◆ WRITTEN REQUEST: State the number of lines that hold the string "Tailwind", with nothing added.

[Code that builds pages]
- - -

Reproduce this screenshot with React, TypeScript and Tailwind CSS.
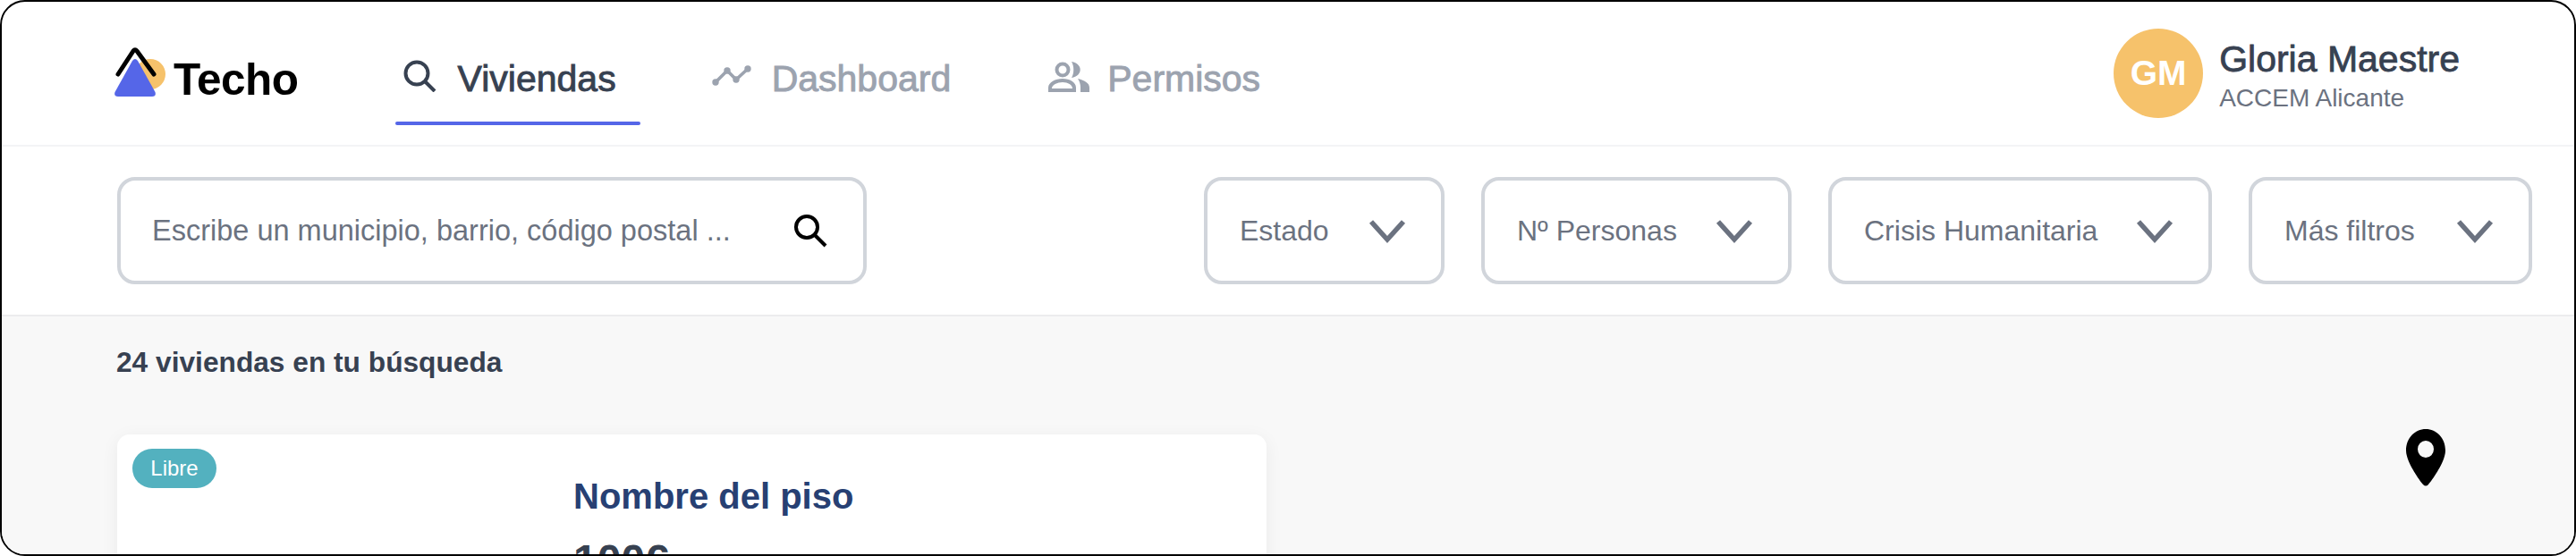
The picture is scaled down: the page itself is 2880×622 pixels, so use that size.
import React from "react";

const font = "font-['Liberation_Sans',Arial,sans-serif]";

function Logo() {
  return (
    <svg width="58" height="58" viewBox="0 0 58 58" className="-mt-[2px] shrink-0">
      <circle cx="40" cy="31" r="17" fill="#f6c26b" />
      <path d="M20 16 Q23 12 26 16 L45.500 51 Q47 56 42 56 L4 56 Q-1 56 0.500 51 Z" fill="#5566e8" />
      <path d="M4 31 L21 5 Q23 2.500 25 5 L44 31" fill="none" stroke="#000" strokeWidth="5" strokeLinecap="round" strokeLinejoin="round" />
    </svg>
  );
}

function NavItem({ icon, label, active, className, gap }: { icon: React.ReactNode; label: string; active?: boolean; className: string; gap: string }) {
  return (
    <div className={`relative flex h-[162px] items-center pt-[12px] ${gap} ${className}`}>
      <div className="-mt-[6px] flex shrink-0 items-center">{icon}</div>
      <span className={`text-[41px] leading-none [-webkit-text-stroke:0.9px_currentColor] ${active ? "text-[#374151]" : "text-[#9ca3af]"}`}>{label}</span>
      {active && <div className="absolute bottom-[23px] left-[-9px] right-[-27px] h-1 rounded-full bg-[#5566e8]" />}
    </div>
  );
}

function Filter({ label, width }: { label: string; width: string }) {
  return (
    <div className={`flex h-[120px] items-center justify-between rounded-[20px] border-4 border-[#d1d5db] pl-[36px] pr-[38px] ${width}`}>
      <span className="text-[32px] leading-none text-[#6b7280]">{label}</span>
      <svg width="44" height="30" viewBox="0 0 44 30" fill="none" stroke="#6b7280" strokeWidth="5.500" className="shrink-0">
        <path d="M4 5 L22 25 L40 5" />
      </svg>
    </div>
  );
}

export default function App() {
  return (
    <div className={`${font} h-[622px] w-[2880px] overflow-hidden bg-white`}>
      <div className="flex h-[622px] flex-col overflow-hidden rounded-[28px] border-2 border-black bg-white">
        <header className="flex h-[162px] shrink-0 items-center border-b-2 border-[#f3f4f6] pl-[126px] pr-[128px]">
          <Logo />
          <span className="ml-[8px] mt-[14px] text-[49.500px] font-bold leading-none tracking-[-0.5px] text-black">Techo</span>
          <NavItem
            className="ml-[117px]"
            gap="gap-[24px]"
            active
            label="Viviendas"
            icon={
              <svg width="37" height="36" viewBox="0 0 37 36" fill="none" stroke="#374151" strokeWidth="4">
                <circle cx="15" cy="15" r="12.500" />
                <path d="M24 24 L35 35" />
              </svg>
            }
          />
          <NavItem
            className="ml-[107px]"
            gap="gap-[23px]"
            label="Dashboard"
            icon={
              <svg width="44" height="24" viewBox="0 0 44 24" fill="none" stroke="#9ca3af" strokeWidth="3.700">
                <path d="M4 19 L17 6 L27 16 L40 4" />
                <circle cx="4" cy="19" r="3.700" fill="#9ca3af" stroke="none" />
                <circle cx="17" cy="6" r="3.700" fill="#9ca3af" stroke="none" />
                <circle cx="27" cy="16" r="3.700" fill="#9ca3af" stroke="none" />
                <circle cx="40" cy="4" r="3.700" fill="#9ca3af" stroke="none" />
              </svg>
            }
          />
          <NavItem
            className="ml-[109px]"
            gap="gap-[20px]"
            label="Permisos"
            icon={
              <svg width="46" height="35" viewBox="0 0 46 35" fill="#9ca3af">
                <circle cx="16" cy="10" r="6.500" fill="none" stroke="#9ca3af" strokeWidth="4" />
                <path d="M26 1 C39 3 39 17 26 19 C29 14 29 6 26 1 Z" />
                <path fillRule="evenodd" d="M0 35 V30 C0 24 8 20 16 20 C24 20 31 24 31 30 V35 Z M4 31 H27 C27 27 22 24 16 24 C10 24 4 27 4 31 Z" />
                <path d="M33 20 C41 22 46 25 46 30 V35 H36 V30 C36 26 35 23 33 20 Z" />
              </svg>
            }
          />
          <div className="ml-auto flex items-center gap-[18px]">
            <div className="flex h-[100px] w-[100px] items-center justify-center rounded-full bg-[#f6c26b] text-[39px] font-bold text-white">GM</div>
            <div className="flex flex-col pt-[12px]">
              <span className="text-[41px] leading-[44px] text-[#374151] [-webkit-text-stroke:0.8px_currentColor]">Gloria Maestre</span>
              <span className="text-[28px] leading-[44px] text-[#6b7280]">ACCEM Alicante</span>
            </div>
          </div>
        </header>

        <div className="flex h-[190px] shrink-0 items-center justify-between border-b-2 border-[#ececee] pl-[129px] pr-[47px]">
          <div className="flex h-[120px] w-[838px] items-center justify-between rounded-[20px] border-4 border-[#d1d5db] pl-[35px] pr-[40px]">
            <span className="text-[32.500px] leading-none text-[#6b7280]">Escribe un municipio, barrio, código postal ...</span>
            <svg width="38" height="38" viewBox="0 0 38 38" fill="none" stroke="#000" strokeWidth="4">
              <circle cx="15" cy="15" r="12" />
              <path d="M24 24 L36 36" />
            </svg>
          </div>
          <div className="flex gap-[41px]">
            <Filter label="Estado" width="w-[269px]" />
            <Filter label="Nº Personas" width="w-[347px]" />
            <Filter label="Crisis Humanitaria" width="w-[429px]" />
            <Filter label="Más filtros" width="w-[317px]" />
          </div>
        </div>

        <main className="relative flex-1 overflow-hidden bg-[#f8f8f8] pl-[128px]">
          <h2 className="mt-[36px] text-[31.700px] font-bold leading-none text-[#374151]">24 viviendas en tu búsqueda</h2>
          <div className="relative ml-[1px] mt-[64px] h-[300px] w-[1285px] rounded-[14px] bg-white pl-[510px] pt-[49px] shadow-[0_4px_20px_rgba(0,0,0,0.06)]">
            <span className="absolute left-[17px] top-[16px] flex h-[44px] w-[94px] items-center justify-center rounded-full bg-[#53b1bf] text-[24px] text-white">Libre</span>
            <h3 className="text-[40px] font-bold leading-none text-[#274073]">Nombre del piso</h3>
            <p className="mt-[28px] text-[48px] font-bold leading-none text-[#374151]">100€</p>
          </div>
          <svg width="44" height="64" viewBox="0 0 44 64" className="absolute left-[2688px] top-[126px]">
            <path fillRule="evenodd" d="M22 0 C34 0 44 10 44 24 C44 36 30 56 25 62 C23 64 21 64 19 62 C14 56 0 36 0 24 C0 10 10 0 22 0 Z M22 13 A9 9.500 0 1 0 22 32 A9 9.500 0 1 0 22 13 Z" fill="#000" />
          </svg>
        </main>
      </div>
    </div>
  );
}
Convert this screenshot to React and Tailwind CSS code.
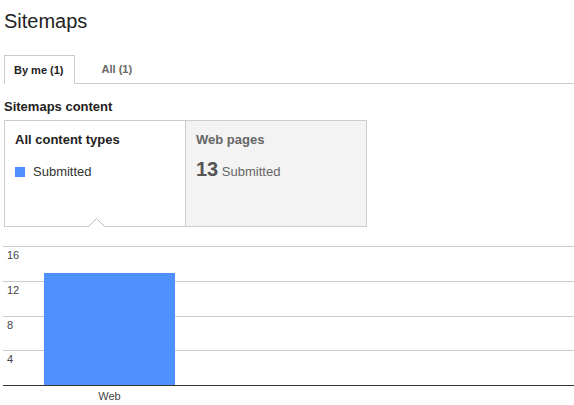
import React from 'react';

const rows = [
  { label: '16', h: 'h-[35px]' },
  { label: '12', h: 'h-[35px]' },
  { label: '8', h: 'h-[34px]' },
  { label: '4', h: 'h-[35px]' },
];

const max = 16;
const value = 13;
const plotHeight = 139;

const App = () => (
  <div className="w-[574px] h-[405px] bg-white overflow-hidden font-['Liberation_Sans',Arial,sans-serif] text-[#333]">
    <h1 className="ml-[4px] pt-[10px] text-[20px] leading-[23px] font-normal text-[#222]">Sitemaps</h1>

    <div className="mt-[22px] ml-[4px] flex items-end border-b border-[#ccc]">
      <div className="relative -mb-px bg-white border border-b-0 border-[#ccc] pl-[9px] pr-[10px] leading-[28px] text-[11px] font-bold text-[#222]">
        By me (1)
      </div>
      <div className="ml-[18px] px-[9px] leading-[28px] text-[11px] font-bold text-[#666]">All (1)</div>
    </div>

    <h2 className="mt-[15px] ml-[4px] text-[13px] leading-[15px] font-bold text-[#222]">Sitemaps content</h2>

    <div className="relative mt-[6px] ml-[4px] w-[363px] h-[107px] border border-[#ccc] flex">
      <div className="w-[181px] border-r border-[#ccc] px-[10px] pt-[11px] bg-white">
        <div className="text-[13px] leading-[15px] font-bold text-[#222]">All content types</div>
        <div className="mt-[17px] flex items-center">
          <span className="w-[10px] h-[10px] bg-[#4d90fe] mr-[8px]" />
          <span className="text-[13px] leading-[15px] text-[#333]">Submitted</span>
        </div>
      </div>
      <div className="flex-1 bg-[#f3f3f3] px-[10px] pt-[11px]">
        <div className="text-[13px] leading-[15px] font-bold text-[#666]">Web pages</div>
        <div className="mt-[11px] text-[20px] leading-[23px] font-bold text-[#555]">
          13<span className="text-[13px] font-normal text-[#666]"> Submitted</span>
        </div>
      </div>
      <svg className="absolute left-[83px] bottom-[-1px]" width="17" height="9" viewBox="0 0 17 9">
        <rect x="1" y="8" width="15" height="1" fill="#fff" />
        <polyline points="0.5,8.5 8.5,0.5 16.5,8.5" fill="#fff" stroke="#bbb" strokeWidth="1" />
      </svg>
    </div>

    <div className="mt-[19px] ml-[3px] w-[571px]">
      <div className="relative">
        {rows.map((r) => (
          <div key={r.label} className={`${r.h} border-t border-[#ccc] pl-[4px] pt-[2px] text-[11px] leading-[13px] text-[#444]`}>
            {r.label}
          </div>
        ))}
        <div
          className="absolute left-[41px] bottom-0 w-[131px] bg-[#4d90fe]"
          style={{ height: Math.floor((value / max) * plotHeight) }}
        />
      </div>
      <div className="border-t border-[#333]" />
      <div className="ml-[41px] w-[131px] pt-[4px] text-center text-[11px] leading-[13px] text-[#444]">Web</div>
    </div>
  </div>
);

export default App;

- - -

◆ ANSWER FOR THIS EXERCISE: 2